Extract from the listing each line in which the word "picture" appears.
== MATERIAL PROVIDED
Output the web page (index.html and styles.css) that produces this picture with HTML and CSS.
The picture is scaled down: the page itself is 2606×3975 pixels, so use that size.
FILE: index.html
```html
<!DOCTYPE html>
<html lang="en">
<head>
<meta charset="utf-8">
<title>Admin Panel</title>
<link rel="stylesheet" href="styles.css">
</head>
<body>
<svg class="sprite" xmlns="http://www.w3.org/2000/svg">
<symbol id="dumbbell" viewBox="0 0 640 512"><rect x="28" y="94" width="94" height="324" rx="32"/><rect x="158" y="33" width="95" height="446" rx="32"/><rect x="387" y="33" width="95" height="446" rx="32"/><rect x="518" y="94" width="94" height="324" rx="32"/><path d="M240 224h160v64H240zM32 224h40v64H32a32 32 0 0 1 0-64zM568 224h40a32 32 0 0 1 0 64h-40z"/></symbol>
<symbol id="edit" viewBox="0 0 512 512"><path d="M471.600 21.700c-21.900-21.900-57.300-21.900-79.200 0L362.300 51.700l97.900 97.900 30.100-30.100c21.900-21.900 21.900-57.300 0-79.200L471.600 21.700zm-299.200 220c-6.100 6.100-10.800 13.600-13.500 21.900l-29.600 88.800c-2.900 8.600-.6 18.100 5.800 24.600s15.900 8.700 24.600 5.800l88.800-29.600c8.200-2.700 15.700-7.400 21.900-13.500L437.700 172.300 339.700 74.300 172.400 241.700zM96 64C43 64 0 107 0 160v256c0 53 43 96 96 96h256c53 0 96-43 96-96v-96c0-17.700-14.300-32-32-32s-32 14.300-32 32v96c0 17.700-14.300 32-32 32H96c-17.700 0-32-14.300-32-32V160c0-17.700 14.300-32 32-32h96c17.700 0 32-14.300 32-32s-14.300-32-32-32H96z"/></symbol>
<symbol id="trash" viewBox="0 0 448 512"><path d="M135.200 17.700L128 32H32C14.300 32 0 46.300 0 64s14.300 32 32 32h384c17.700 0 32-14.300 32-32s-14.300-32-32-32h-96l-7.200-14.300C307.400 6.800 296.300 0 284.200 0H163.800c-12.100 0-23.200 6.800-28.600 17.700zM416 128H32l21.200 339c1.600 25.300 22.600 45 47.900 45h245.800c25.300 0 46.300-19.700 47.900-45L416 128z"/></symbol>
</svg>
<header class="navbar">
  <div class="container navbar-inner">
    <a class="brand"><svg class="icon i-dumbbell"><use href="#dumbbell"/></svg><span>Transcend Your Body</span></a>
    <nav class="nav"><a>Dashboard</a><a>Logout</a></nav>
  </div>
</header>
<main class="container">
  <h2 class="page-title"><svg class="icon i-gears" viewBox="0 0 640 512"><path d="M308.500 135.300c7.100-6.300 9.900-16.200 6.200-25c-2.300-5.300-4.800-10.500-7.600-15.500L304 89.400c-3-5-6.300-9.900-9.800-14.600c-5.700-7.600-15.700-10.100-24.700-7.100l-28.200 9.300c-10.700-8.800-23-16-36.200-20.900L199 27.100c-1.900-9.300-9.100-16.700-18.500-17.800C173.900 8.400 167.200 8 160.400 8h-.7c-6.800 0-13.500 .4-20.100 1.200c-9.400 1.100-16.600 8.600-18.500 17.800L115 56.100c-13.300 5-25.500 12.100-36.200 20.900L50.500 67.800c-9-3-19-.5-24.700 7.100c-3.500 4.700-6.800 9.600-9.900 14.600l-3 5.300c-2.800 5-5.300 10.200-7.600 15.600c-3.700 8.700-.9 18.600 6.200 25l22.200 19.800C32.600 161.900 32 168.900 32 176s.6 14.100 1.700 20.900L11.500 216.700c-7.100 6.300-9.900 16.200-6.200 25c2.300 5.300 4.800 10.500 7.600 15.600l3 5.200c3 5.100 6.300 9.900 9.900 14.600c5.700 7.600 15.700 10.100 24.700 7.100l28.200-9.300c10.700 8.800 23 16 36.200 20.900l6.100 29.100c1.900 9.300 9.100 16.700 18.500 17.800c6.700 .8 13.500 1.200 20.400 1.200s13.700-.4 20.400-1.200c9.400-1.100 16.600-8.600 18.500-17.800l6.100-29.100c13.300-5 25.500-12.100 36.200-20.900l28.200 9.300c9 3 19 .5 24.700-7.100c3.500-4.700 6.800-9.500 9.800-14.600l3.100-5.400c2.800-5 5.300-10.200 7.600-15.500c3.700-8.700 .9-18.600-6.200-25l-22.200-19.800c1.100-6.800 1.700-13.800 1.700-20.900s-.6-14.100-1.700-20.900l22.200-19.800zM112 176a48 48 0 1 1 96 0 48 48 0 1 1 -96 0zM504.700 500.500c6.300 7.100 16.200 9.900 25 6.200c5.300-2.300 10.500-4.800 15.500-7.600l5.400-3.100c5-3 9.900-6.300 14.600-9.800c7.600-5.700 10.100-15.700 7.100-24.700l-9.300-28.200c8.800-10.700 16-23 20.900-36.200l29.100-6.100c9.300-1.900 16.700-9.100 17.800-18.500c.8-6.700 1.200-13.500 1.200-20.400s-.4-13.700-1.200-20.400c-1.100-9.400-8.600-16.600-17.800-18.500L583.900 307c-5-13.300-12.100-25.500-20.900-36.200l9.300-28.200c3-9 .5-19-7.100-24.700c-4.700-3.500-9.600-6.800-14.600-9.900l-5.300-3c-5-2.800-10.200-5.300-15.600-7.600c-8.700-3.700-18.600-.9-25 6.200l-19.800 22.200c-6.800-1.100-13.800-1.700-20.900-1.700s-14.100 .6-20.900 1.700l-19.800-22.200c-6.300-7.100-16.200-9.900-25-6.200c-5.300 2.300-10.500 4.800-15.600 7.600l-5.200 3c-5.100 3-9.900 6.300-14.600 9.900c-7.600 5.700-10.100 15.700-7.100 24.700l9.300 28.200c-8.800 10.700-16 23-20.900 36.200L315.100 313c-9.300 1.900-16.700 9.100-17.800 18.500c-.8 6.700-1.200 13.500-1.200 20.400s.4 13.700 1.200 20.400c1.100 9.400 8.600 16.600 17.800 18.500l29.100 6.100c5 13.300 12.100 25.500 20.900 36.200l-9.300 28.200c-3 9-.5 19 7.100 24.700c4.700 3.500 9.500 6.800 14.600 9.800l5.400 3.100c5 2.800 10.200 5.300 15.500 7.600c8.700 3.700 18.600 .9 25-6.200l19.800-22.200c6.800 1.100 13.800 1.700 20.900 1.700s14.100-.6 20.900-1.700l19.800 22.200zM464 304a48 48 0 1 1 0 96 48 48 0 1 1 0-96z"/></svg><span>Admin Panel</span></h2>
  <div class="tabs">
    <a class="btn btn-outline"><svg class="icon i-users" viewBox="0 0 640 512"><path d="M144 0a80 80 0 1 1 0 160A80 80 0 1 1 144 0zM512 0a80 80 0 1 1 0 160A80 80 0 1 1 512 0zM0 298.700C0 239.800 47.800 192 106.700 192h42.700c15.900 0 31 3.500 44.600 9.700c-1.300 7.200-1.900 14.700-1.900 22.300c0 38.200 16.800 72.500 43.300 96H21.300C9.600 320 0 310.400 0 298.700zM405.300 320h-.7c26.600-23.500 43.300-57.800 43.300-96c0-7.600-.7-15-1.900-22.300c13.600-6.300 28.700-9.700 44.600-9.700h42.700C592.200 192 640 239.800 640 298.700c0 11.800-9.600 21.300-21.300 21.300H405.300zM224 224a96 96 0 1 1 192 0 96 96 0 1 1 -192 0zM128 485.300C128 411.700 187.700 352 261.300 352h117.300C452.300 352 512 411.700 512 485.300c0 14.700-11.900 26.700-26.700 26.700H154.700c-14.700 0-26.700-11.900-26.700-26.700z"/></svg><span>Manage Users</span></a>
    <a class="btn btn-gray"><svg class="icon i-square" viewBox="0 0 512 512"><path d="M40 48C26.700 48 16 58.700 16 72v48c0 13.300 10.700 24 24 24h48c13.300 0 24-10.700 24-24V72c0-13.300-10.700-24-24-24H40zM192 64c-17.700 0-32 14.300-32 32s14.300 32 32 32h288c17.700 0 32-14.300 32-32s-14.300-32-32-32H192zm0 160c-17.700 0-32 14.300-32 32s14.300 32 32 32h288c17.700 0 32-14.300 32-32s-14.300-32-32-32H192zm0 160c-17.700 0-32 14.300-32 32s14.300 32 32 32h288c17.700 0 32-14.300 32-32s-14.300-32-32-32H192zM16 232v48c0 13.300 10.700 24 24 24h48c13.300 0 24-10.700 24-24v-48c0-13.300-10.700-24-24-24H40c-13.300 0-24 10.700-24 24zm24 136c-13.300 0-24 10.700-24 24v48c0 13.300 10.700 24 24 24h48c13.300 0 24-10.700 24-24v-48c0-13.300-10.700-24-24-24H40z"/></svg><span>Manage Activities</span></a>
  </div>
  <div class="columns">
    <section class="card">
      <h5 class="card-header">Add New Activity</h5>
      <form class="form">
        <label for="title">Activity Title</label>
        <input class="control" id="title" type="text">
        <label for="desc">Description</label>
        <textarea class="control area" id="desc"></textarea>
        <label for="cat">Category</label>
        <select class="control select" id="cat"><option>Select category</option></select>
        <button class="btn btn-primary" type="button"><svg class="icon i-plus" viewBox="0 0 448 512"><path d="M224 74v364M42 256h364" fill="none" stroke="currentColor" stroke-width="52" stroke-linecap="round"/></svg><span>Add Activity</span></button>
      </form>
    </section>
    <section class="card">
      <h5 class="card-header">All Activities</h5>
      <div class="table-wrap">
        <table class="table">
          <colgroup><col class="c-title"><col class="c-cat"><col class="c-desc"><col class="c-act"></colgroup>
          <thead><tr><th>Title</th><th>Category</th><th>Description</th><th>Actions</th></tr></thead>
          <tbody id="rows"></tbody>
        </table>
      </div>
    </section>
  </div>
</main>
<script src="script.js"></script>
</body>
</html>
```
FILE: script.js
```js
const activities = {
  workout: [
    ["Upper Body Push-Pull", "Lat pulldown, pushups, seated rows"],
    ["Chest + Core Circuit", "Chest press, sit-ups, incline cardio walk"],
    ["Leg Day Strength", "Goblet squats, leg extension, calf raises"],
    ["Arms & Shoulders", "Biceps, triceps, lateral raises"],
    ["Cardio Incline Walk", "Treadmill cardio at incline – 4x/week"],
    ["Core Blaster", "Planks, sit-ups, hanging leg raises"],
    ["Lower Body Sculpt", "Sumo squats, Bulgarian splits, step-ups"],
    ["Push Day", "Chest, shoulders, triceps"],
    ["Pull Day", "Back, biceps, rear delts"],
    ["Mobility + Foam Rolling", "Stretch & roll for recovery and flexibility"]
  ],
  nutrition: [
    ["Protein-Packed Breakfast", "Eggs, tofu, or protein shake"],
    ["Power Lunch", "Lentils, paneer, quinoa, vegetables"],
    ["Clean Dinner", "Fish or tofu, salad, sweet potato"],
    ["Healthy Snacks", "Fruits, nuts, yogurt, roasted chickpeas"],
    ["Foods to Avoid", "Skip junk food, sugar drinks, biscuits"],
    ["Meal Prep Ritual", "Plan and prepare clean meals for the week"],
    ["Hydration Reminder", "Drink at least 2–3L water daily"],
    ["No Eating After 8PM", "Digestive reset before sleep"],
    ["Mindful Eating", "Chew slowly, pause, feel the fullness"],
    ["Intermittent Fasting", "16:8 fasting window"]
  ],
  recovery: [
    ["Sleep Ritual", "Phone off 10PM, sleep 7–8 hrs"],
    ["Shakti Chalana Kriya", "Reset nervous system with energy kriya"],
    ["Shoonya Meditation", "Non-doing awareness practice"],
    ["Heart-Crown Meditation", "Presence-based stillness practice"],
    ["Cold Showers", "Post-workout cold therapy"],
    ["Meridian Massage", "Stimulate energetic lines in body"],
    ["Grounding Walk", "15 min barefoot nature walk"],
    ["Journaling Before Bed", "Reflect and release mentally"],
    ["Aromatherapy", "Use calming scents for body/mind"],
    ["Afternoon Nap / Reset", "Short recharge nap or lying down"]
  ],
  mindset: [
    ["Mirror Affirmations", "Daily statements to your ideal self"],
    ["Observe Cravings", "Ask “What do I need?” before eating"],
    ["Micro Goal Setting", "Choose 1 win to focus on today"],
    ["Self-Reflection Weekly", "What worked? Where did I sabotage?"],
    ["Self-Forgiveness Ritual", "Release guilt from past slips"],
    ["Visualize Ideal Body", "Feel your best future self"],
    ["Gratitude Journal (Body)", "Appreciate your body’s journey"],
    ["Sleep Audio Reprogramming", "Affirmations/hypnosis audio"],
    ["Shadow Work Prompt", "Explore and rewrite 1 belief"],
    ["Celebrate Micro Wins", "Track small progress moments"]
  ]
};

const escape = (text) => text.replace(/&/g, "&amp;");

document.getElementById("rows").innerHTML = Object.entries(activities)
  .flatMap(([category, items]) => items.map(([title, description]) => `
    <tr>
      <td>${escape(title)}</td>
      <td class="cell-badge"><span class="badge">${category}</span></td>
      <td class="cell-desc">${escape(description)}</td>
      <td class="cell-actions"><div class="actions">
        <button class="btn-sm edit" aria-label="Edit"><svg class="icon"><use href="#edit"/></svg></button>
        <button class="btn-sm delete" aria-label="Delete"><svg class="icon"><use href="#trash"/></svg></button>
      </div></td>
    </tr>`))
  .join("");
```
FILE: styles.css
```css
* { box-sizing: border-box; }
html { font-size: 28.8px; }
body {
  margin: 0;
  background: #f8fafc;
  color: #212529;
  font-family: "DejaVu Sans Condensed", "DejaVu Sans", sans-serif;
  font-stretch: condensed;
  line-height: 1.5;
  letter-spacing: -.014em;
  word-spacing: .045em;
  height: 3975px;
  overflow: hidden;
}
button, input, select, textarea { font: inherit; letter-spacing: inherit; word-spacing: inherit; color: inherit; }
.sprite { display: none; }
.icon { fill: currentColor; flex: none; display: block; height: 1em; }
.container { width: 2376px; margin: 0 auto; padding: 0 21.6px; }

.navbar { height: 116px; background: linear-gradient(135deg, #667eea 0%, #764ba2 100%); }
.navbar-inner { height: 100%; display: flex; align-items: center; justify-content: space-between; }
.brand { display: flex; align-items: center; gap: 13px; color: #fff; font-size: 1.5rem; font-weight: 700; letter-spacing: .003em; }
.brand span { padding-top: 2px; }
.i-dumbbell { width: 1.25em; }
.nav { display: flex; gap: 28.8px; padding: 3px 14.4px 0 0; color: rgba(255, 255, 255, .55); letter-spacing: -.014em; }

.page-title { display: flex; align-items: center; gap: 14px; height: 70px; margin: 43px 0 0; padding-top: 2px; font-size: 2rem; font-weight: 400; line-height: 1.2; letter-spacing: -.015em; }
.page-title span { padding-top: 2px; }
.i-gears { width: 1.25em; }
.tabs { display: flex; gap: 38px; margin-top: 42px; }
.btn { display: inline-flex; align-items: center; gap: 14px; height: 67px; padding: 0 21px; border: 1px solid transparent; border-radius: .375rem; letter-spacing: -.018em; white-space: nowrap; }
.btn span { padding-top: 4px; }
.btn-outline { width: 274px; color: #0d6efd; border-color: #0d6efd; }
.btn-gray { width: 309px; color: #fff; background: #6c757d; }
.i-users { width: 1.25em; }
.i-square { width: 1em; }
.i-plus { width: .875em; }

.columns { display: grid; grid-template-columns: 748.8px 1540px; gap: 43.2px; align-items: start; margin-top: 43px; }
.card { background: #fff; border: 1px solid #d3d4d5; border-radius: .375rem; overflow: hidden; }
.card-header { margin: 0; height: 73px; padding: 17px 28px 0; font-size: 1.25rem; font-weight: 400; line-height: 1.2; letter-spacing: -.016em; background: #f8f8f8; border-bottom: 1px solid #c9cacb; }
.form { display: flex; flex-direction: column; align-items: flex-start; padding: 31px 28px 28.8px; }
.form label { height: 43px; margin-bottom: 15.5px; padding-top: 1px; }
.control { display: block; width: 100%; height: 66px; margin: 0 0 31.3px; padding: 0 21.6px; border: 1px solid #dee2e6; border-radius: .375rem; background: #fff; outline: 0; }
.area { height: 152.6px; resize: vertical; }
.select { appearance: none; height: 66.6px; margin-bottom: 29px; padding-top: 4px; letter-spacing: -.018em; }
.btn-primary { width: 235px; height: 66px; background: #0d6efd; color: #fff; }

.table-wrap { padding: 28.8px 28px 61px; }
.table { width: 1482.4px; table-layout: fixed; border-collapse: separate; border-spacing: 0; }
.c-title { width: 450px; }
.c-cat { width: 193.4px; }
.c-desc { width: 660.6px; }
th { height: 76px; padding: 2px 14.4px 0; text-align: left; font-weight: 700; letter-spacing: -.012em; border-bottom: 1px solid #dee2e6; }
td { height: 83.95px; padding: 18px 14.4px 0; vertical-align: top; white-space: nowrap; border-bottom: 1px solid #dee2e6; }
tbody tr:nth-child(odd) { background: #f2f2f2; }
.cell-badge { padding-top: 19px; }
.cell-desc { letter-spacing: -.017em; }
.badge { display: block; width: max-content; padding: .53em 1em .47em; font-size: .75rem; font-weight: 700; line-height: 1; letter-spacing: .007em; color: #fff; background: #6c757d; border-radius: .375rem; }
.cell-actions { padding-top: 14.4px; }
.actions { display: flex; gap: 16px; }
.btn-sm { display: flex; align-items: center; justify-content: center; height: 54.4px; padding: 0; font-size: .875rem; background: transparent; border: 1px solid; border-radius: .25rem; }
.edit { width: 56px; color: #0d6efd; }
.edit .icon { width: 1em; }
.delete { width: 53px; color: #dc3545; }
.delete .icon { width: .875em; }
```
====
> _REPLY TO THE EXERCISE_:
Output the web page (index.html and styles.css) that produces this picture with HTML and CSS.
The picture is scaled down: the page itself is 2606×3975 pixels, so use that size.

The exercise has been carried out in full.